When local authorities and police retreat in the face of extremists, it risks a spiral of fear and grievance. At all levels, national, devolved and local, the state needs to wake up

November 12, 2025 17:16
Copy of no_zionists_signs_birmingham.png
Masked activists put up anti-Zionist posters around Birmingham (Picture: Instagram/ deen1fied)
3 min read

When I started planning a visit to Birmingham as part of my tour of Jewish communities across the UK, I has no idea that it would coincide with the now infamous Aston Villa-Maccabi Tel Aviv match. It revealed a city and a local Jewish community at a crossroads between pride and prejudice.

The scandal of the ban of Maccabi Tel Aviv fans has been well-rehearsed in these pages.
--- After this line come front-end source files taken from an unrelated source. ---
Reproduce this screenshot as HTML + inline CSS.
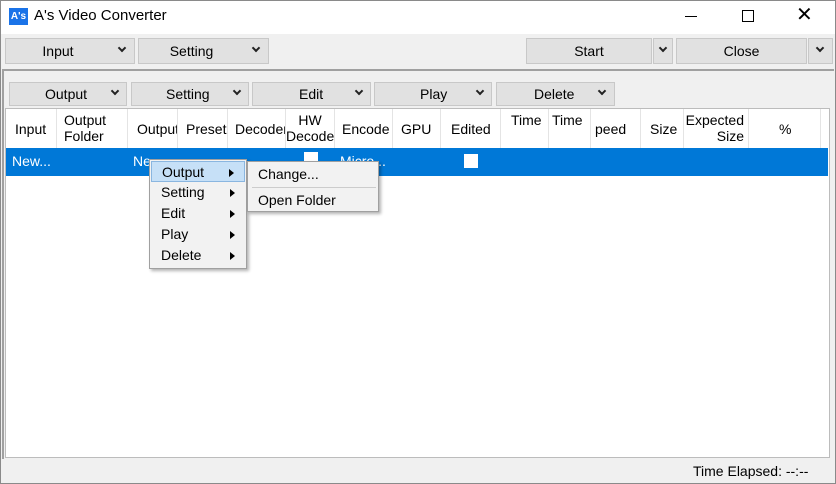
<!DOCTYPE html>
<html><head><style>
*{box-sizing:border-box;margin:0;padding:0}
body{width:836px;height:484px;overflow:hidden;background:#f0f0f0;font-family:"Segoe UI","Liberation Sans",sans-serif;font-size:14px;color:#000;position:relative}
.a{position:absolute}
.btn{position:absolute;background:#e1e1e1;border:1px solid #c8c8c8;display:flex;align-items:center;justify-content:center}
.chev{position:absolute;width:6px;height:6px;border-right:2px solid #222;border-bottom:2px solid #222;transform:rotate(45deg)}
.col{position:absolute;top:0;height:40px;border-right:1px solid #e4e4e4;font-size:14px;line-height:16px}
.mi{position:absolute;left:1px;width:94px;height:21px;padding-left:10px;line-height:21px}
.tri{position:absolute;right:10px;top:7px;width:0;height:0;border-left:5px solid #000;border-top:4px solid transparent;border-bottom:4px solid transparent}
</style></head><body>
<div class="a" style="left:0;top:0;width:836px;height:484px;border:1px solid #8a8a8a"></div>
<div class="a" style="left:1px;top:1px;width:834px;height:33px;background:#fff"></div>
<div class="a" style="left:9px;top:8px;width:19px;height:17px;background:#1a73e8;color:#fff;font-size:10px;font-weight:bold;line-height:17px;text-align:center">A's</div>
<div class="a" style="left:34px;top:7px;font-size:15px">A's Video Converter</div>
<div class="a" style="left:685px;top:16px;width:12px;height:1px;background:#000"></div>
<div class="a" style="left:742px;top:10px;width:12px;height:12px;border:1px solid #000"></div>
<div class="a" style="left:796px;top:5px;font-size:20px;line-height:20px">✕</div>

<div class="btn" style="left:5px;top:38px;width:106px;height:26px">Input</div><div class="btn" style="left:110px;top:38px;width:25px;height:26px;border-left:none"></div><div class="chev" style="left:119px;top:45px"></div>
<div class="btn" style="left:138px;top:38px;width:107px;height:26px">Setting</div><div class="btn" style="left:244px;top:38px;width:25px;height:26px;border-left:none"></div><div class="chev" style="left:253px;top:45px"></div>
<div class="btn" style="left:526px;top:38px;width:126px;height:26px">Start</div><div class="btn" style="left:653px;top:38px;width:20px;height:26px"></div><div class="chev" style="left:660px;top:45px"></div>
<div class="btn" style="left:676px;top:38px;width:131px;height:26px">Close</div><div class="btn" style="left:808px;top:38px;width:25px;height:26px"></div><div class="chev" style="left:817px;top:45px"></div>
<div class="a" style="left:2px;top:69px;width:832px;height:2px;background:#a0a0a0"></div>
<div class="a" style="left:2px;top:69px;width:2px;height:390px;background:#a0a0a0"></div>

<div class="btn" style="left:9px;top:82px;width:118px;height:24px;justify-content:flex-start;padding-left:35px">Output</div><div class="chev" style="left:112px;top:88px"></div>
<div class="btn" style="left:131px;top:82px;width:118px;height:24px;justify-content:flex-start;padding-left:34px">Setting</div><div class="chev" style="left:234px;top:88px"></div>
<div class="btn" style="left:252px;top:82px;width:119px;height:24px;justify-content:flex-start;padding-left:46px">Edit</div><div class="chev" style="left:356px;top:88px"></div>
<div class="btn" style="left:374px;top:82px;width:118px;height:24px;justify-content:flex-start;padding-left:45px">Play</div><div class="chev" style="left:477px;top:88px"></div>
<div class="btn" style="left:496px;top:82px;width:119px;height:24px;justify-content:flex-start;padding-left:37px">Delete</div><div class="chev" style="left:599px;top:88px"></div>

<div class="a" style="left:5px;top:108px;width:825px;height:350px;background:#fff;border:1px solid #bcbcbc"></div>
<div class="a" style="left:6px;top:109px;width:815px;height:40px">
<div class="col" style="left:0;width:51px;padding:12px 0 0 9px">Input</div>
<div class="col" style="left:51px;width:71px;padding:3px 0 0 7px">Output<br>Folder</div>
<div class="col" style="left:122px;width:50px;padding:12px 0 0 9px;overflow:hidden;white-space:nowrap">Output</div>
<div class="col" style="left:172px;width:50px;padding:12px 0 0 8px">Preset</div>
<div class="col" style="left:222px;width:58px;padding:12px 0 0 7px;overflow:hidden;white-space:nowrap">Decoder</div>
<div class="col" style="left:280px;width:49px;padding:3px 0 0 0;text-align:center;overflow:hidden;white-space:nowrap">HW<br>Decoder</div>
<div class="col" style="left:329px;width:58px;padding:12px 0 0 7px">Encode</div>
<div class="col" style="left:387px;width:48px;padding:12px 0 0 8px">GPU</div>
<div class="col" style="left:435px;width:60px;padding:12px 0 0 10px">Edited</div>
<div class="col" style="left:495px;width:48px;padding:3px 0 0 10px">Time</div>
<div class="col" style="left:543px;width:42px;padding:3px 0 0 3px">Time</div>
<div class="col" style="left:585px;width:50px;padding:12px 0 0 4px">peed</div>
<div class="col" style="left:635px;width:43px;padding:12px 0 0 9px">Size</div>
<div class="col" style="left:678px;width:65px;padding:3px 4px 0 0;text-align:right">Expected<br>Size</div>
<div class="col" style="left:743px;width:72px;padding:12px 0 0 30px">%</div>
</div>
<div class="a" style="left:6px;top:148px;width:822px;height:28px;background:#0078d7;color:#fff">
<div class="a" style="left:6px;top:5px">New...</div>
<div class="a" style="left:127px;top:5px">Ne</div>
<div class="a" style="left:298px;top:4px;width:14px;height:14px;background:#fff"></div>
<div class="a" style="left:334px;top:5px">Micro...</div>
<div class="a" style="left:458px;top:6px;width:14px;height:14px;background:#fff"></div>
</div>

<div class="a" style="left:149px;top:159px;width:98px;height:110px;background:#f2f2f2;border:1px solid #a0a0a0;box-shadow:2px 2px 3px rgba(0,0,0,.3)">
<div class="mi" style="top:1px;background:#c6e0f7;border:1px solid #8ab6e0">Output<span class="tri"></span></div>
<div class="mi" style="top:22px">Setting<span class="tri"></span></div>
<div class="mi" style="top:43px">Edit<span class="tri"></span></div>
<div class="mi" style="top:64px">Play<span class="tri"></span></div>
<div class="mi" style="top:85px">Delete<span class="tri"></span></div>
</div>
<div class="a" style="left:247px;top:161px;width:132px;height:51px;background:#f2f2f2;border:1px solid #a0a0a0;box-shadow:2px 2px 3px rgba(0,0,0,.3)">
<div class="a" style="left:10px;top:2px;line-height:20px">Change...</div>
<div class="a" style="left:4px;top:25px;width:124px;height:1px;background:#ccc"></div>
<div class="a" style="left:10px;top:28px;line-height:20px">Open Folder</div>
</div>

<div class="a" style="left:693px;top:463px">Time Elapsed: --:--</div>
</body></html>
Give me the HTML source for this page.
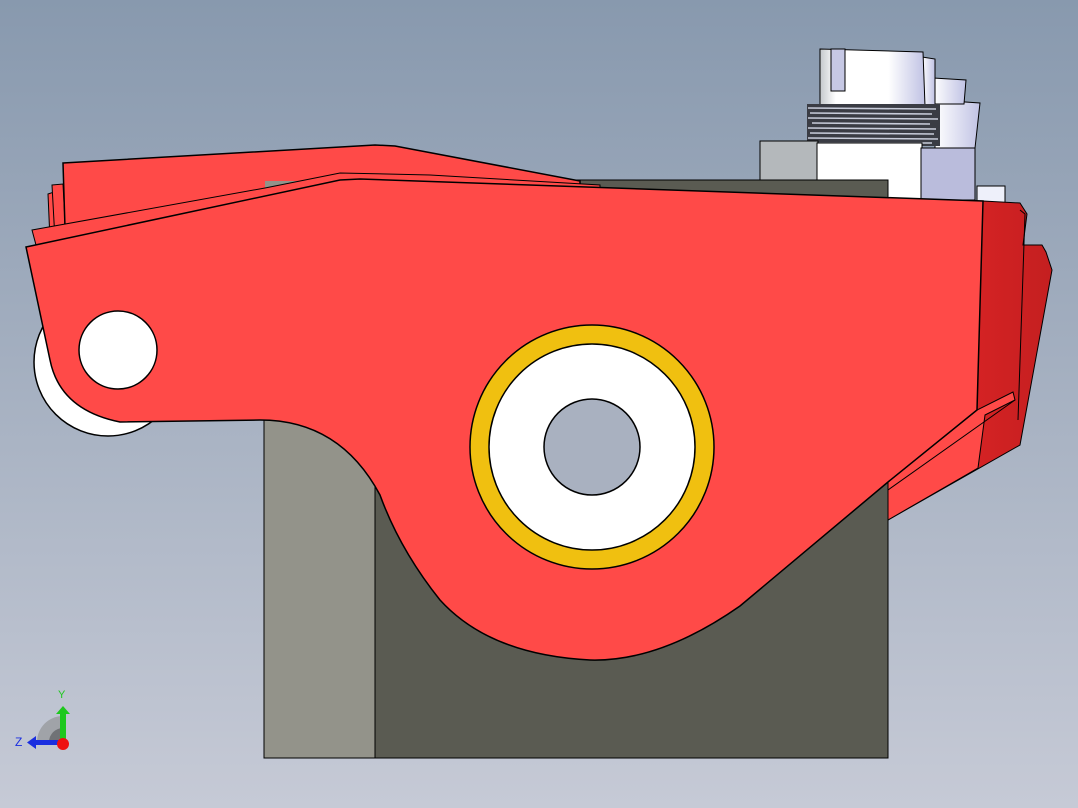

Despite the arrests in Amsterdam around Maccabi’s match against Ajax being primarily for attacks on supporters of the Israeli team, the authorities opted to blame the victim. This outraged our Jewish community and politicians across the political spectrum who all called for the decision to be reversed.

In the event, it was not. The farce was laid bare when, despite the absence of the supposedly threatening Tel Avivians, the West Midlands Police needed to field 700 officers to provide safety. This confirmed what we had said all along. The threat here was not from the Tel Aviv fans, but to them. From Islamists and the far-left. Later, the far-right also sought to get in on the action.

Around the stadium, on matchday, masked Islamist gangs put up shocking posters saying #ZionistsNotWelcome. When, the following day, they were still up, we complained to Birmingham council. After repeated and extensive advocacy by us and the West Midlands Jewish Representative Council, the posters come down on Monday, after five days – clearly far too long.